Profiling

Understanding Profiling Settings

We have 10 attributes that can be specified in the profile settings. The attributes are as follows:

  1. Order: Order is the sequence in which the profiling is done.
  2. Day: the day of the week in which profiling is set to run.
  3. Start/End Time: the start and end time that profiling is set to perform.
  4. Number of Threads: a thread is a process where a query is executed on a database to do single or multiple tasks. The number of threads determines the number of parallel queries that are executed on the data source.
  5. Profile Type: There are four main types of data profiling:
      1. Sample: Profiling runs the profile on a given sample size. The data on columns (like Min, Max, Distinct, Null Count, etc.) will be different when compared with full profiles as we calculate them only on sample size. The sample profile is based on two main values. To execute a sample profile, first, select the Sample profile type as “Sample” and enter a sample profile size(count of records to be profiled).
      2. Auto: This profiling is based on the row count constraint set as ‘True’. 
        • If the Row Constraint checkbox is selected (Set as True).

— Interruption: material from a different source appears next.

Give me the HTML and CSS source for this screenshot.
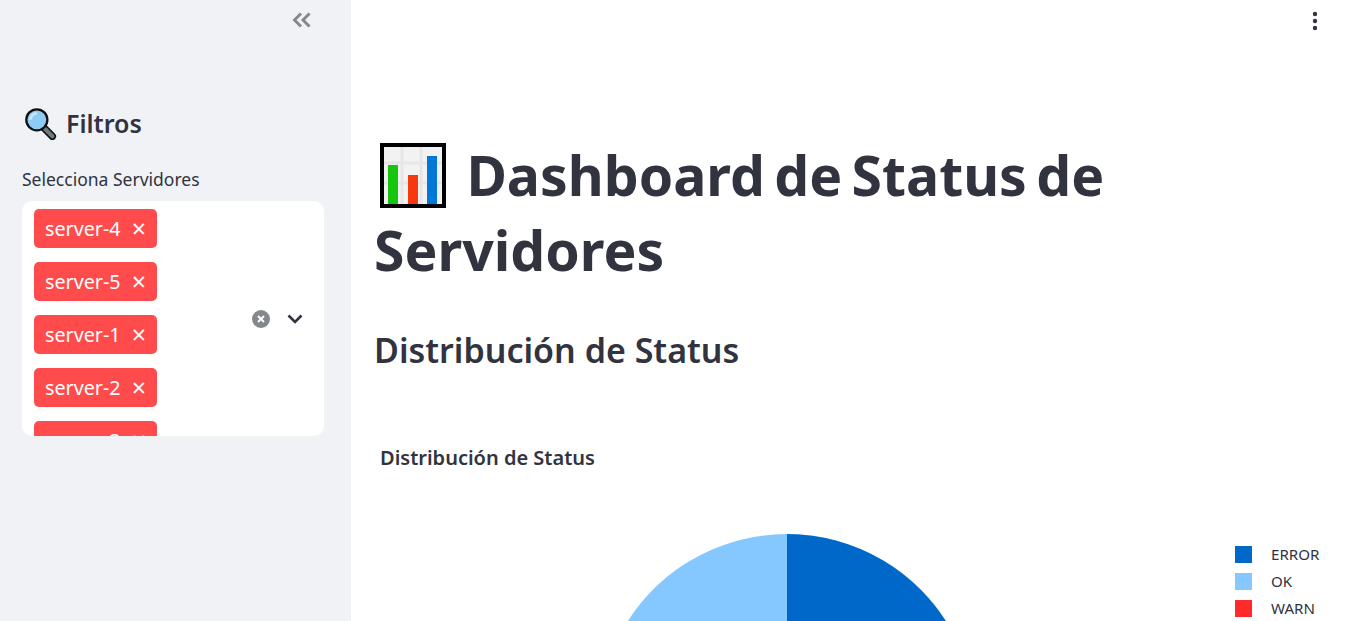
FILE: index.html
```html
<!DOCTYPE html>
<html lang="en">
<head>
    <meta charset="UTF-8">
    <meta name="viewport" content="width=device-width, initial-scale=1.0">
    <title>Dashboard de Status de Servidores</title>
    <link rel="stylesheet" href="styles.css">
</head>
<body>
    <aside class="sidebar">
        <div class="sidebar-top">
            <svg class="collapse-icon" viewBox="0 0 20 16" width="20" height="16" aria-hidden="true">
                <path d="M9 1.500 2.500 8 9 14.500M17.500 1.500 11 8l6.500 6.500" fill="none" stroke="#85878f" stroke-width="2.900"/>
            </svg>
        </div>
        <h2 class="sidebar-title">
            <svg class="lens-icon" viewBox="0 0 36 36" width="33" height="33" aria-hidden="true">
                <path d="M21 22 31 32" stroke="#111" stroke-width="8" stroke-linecap="round"/>
                <path d="M23 24 31 32" stroke="#6d7b80" stroke-width="4.500" stroke-linecap="round"/>
                <circle cx="14" cy="14" r="11.500" fill="#8ecbf5" stroke="#111" stroke-width="2.500"/>
                <path d="M7 14a7 7 0 0 1 7-7" stroke="#c8e6fa" stroke-width="3" fill="none"/>
            </svg>
            <span>Filtros</span>
        </h2>
        <label class="field-label">Selecciona Servidores</label>
        <div class="multiselect">
            <div class="tags">
                <span class="tag">server-4 <i class="tag-x">&times;</i></span>
                <span class="tag">server-5 <i class="tag-x">&times;</i></span>
                <span class="tag">server-1 <i class="tag-x">&times;</i></span>
                <span class="tag">server-2 <i class="tag-x">&times;</i></span>
                <span class="tag">server-3 <i class="tag-x">&times;</i></span>
            </div>
            <div class="select-controls">
                <svg viewBox="0 0 18 18" width="18" height="18" aria-hidden="true">
                    <circle cx="9" cy="9" r="9" fill="#85878f"/>
                    <path d="M6 6l6 6M12 6l-6 6" stroke="#fff" stroke-width="2"/>
                </svg>
                <svg viewBox="0 0 16 10" width="16" height="10" aria-hidden="true">
                    <path d="M1.500 1.500 8 8l6.500-6.500" fill="none" stroke="#31333f" stroke-width="2.600"/>
                </svg>
            </div>
        </div>
    </aside>

    <main class="main">
        <svg class="menu-icon" viewBox="0 0 6 20" width="6" height="20" aria-hidden="true">
            <circle cx="3" cy="3" r="2.200" fill="#31333f"/>
            <circle cx="3" cy="10" r="2.200" fill="#31333f"/>
            <circle cx="3" cy="17" r="2.200" fill="#31333f"/>
        </svg>
        <h1 class="page-title">
            <svg class="chart-emoji" viewBox="0 0 66 66" width="66" height="66" aria-hidden="true">
                <rect x="2" y="2" width="62" height="61" fill="#f2f2f2" stroke="#000" stroke-width="4"/>
                <path d="M4 20H62M4 40H62M22 4V61M41 4V61" stroke="#e6e6e6" stroke-width="3"/>
                <rect x="8" y="22" width="10" height="39" fill="#16c60c"/>
                <rect x="28" y="32" width="10" height="29" fill="#f7390f"/>
                <rect x="47" y="13" width="10" height="48" fill="#0078d7"/>
            </svg>
            Dashboard de Status de Servidores
        </h1>
        <h2 class="section-title">Distribución de Status</h2>
        <section class="chart">
            <h3 class="chart-title">Distribución de Status</h3>
            <div class="chart-body">
                <div class="pie-area">
                    <svg viewBox="0 0 380 380" width="380" height="380" aria-hidden="true">
                        <circle cx="190" cy="190" r="189" fill="#85c7ff"/>
                        <path d="M190 190V1A189 189 0 0 1 350 290Z" fill="#0068c9"/>
                    </svg>
                </div>
                <ul class="legend">
                    <li><span class="swatch swatch-error"></span>ERROR</li>
                    <li><span class="swatch swatch-ok"></span>OK</li>
                    <li><span class="swatch swatch-warn"></span>WARN</li>
                </ul>
            </div>
        </section>
    </main>
</body>
</html>
```

FILE: styles.css
```css
/* General Styles */
* {
    box-sizing: border-box;
}

html, body {
    height: 100%;
}

body {
    display: flex;
    margin: 0;
    overflow: hidden;
    font-family: 'Noto Sans', sans-serif;
    background-color: #fff;
    color: #31333f;
}

/* Sidebar */
.sidebar {
    flex: 0 0 351px;
    padding: 0 27px 0 22px;
    background-color: #f0f2f6;
}

.sidebar-top {
    display: flex;
    justify-content: flex-end;
    height: 103px;
    padding: 12px 12px 0 0;
}

.sidebar-title {
    display: flex;
    align-items: center;
    gap: 9px;
    height: 40px;
    margin: 0 0 25px;
    font-size: 25px;
    font-weight: 600;
}

.lens-icon {
    margin-left: 2px;
}

.field-label {
    display: block;
    height: 22px;
    margin-bottom: 11px;
    font-size: 17.500px;
    line-height: 22px;
}

.multiselect {
    display: flex;
    justify-content: space-between;
    align-items: center;
    height: 235px;
    padding: 8px 21px 0 12px;
    overflow: hidden;
    background-color: #fff;
    border-radius: 10px;
}

.tags {
    display: flex;
    flex-direction: column;
    align-items: flex-start;
    align-self: flex-start;
    gap: 14px;
}

.tag {
    display: flex;
    align-items: center;
    justify-content: space-between;
    width: 123px;
    height: 39px;
    padding: 0 11px;
    background-color: #ff4b4b;
    border-radius: 5px;
    color: #fff;
    font-size: 19.700px;
    white-space: nowrap;
}

.tag-x {
    font-style: normal;
    font-size: 25px;
    line-height: 1;
}

.select-controls {
    display: flex;
    align-items: center;
    gap: 17px;
    margin-bottom: 8px;
}

/* Main Content */
.main {
    position: relative;
    flex: 1;
    padding: 137px 24px 0 23px;
    overflow: hidden;
}

.menu-icon {
    position: absolute;
    top: 11px;
    right: 28px;
}

.page-title {
    margin: 0 0 38px;
    font-size: 55.300px;
    font-weight: 700;
    line-height: 75px;
    word-spacing: -5px;
}

.chart-emoji {
    margin: 0 11px -13px 6px;
}

.section-title {
    margin: 0 0 70px;
    font-size: 34px;
    font-weight: 600;
    line-height: 50px;
}

.chart-title {
    margin: 0 0 0 6px;
    font-size: 20px;
    font-weight: 600;
    line-height: 26px;
}

.chart-body {
    display: flex;
    padding-top: 62px;
}

.pie-area {
    display: flex;
    justify-content: center;
    flex: 0 0 826px;
}

/* Legend */
.legend {
    display: flex;
    flex-direction: column;
    gap: 9px;
    margin: 12px 0 0 35px;
    padding: 0;
    list-style: none;
    font-size: 15.100px;
}

.legend li {
    display: flex;
    align-items: center;
    gap: 19px;
    height: 18px;
}

.swatch {
    width: 17px;
    height: 17px;
}

.swatch-error {
    background-color: #0068c9;
}

.swatch-ok {
    background-color: #85c7ff;
}

.swatch-warn {
    background-color: #ff2b2b;
}
```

If the total Table Row Count (1000)  is more significant than configured Rowcount Limit (100) then the sample profiling is performed by considering the count mentioned in the Sample Profile Size.
        • If the  Table Row Count (100) is less than configured Rowcount Limit (1000)  then all the rows of the table will be profiled without considering the count mentioned in the Rowcount Limit.
      3. Query: Profiling is based on meeting the condition of a row count limit given in the profiler setting. To execute a Query profile, select the profile type as “Query”, select the checkbox for row count constraint, and then enter the row count limit in the profiler setting.
        • If the entered table row count is less than the Rowcount Limit, then the profiling is executed on the entire table.
        • If the input table row count exceeds the Rowcount Limit, then the profiling skips execution for those tables to avoid performance issues. 
      4. Disabled: Profile type which prevents profiling on the selected data source.
  6. Row Count Constraint: when set to true, this enables the data rule profiling.
  7. Row Count Limit: number of rows of data to be profiled.
  8. Sample Data Count: total number of rows to see within the table data page in the Catalog.
  9. Sample Profile Size: total number of rows to be included in profiling.
  10. Query Timeout: length of time in seconds to allow the query to run on a remote database before timing out.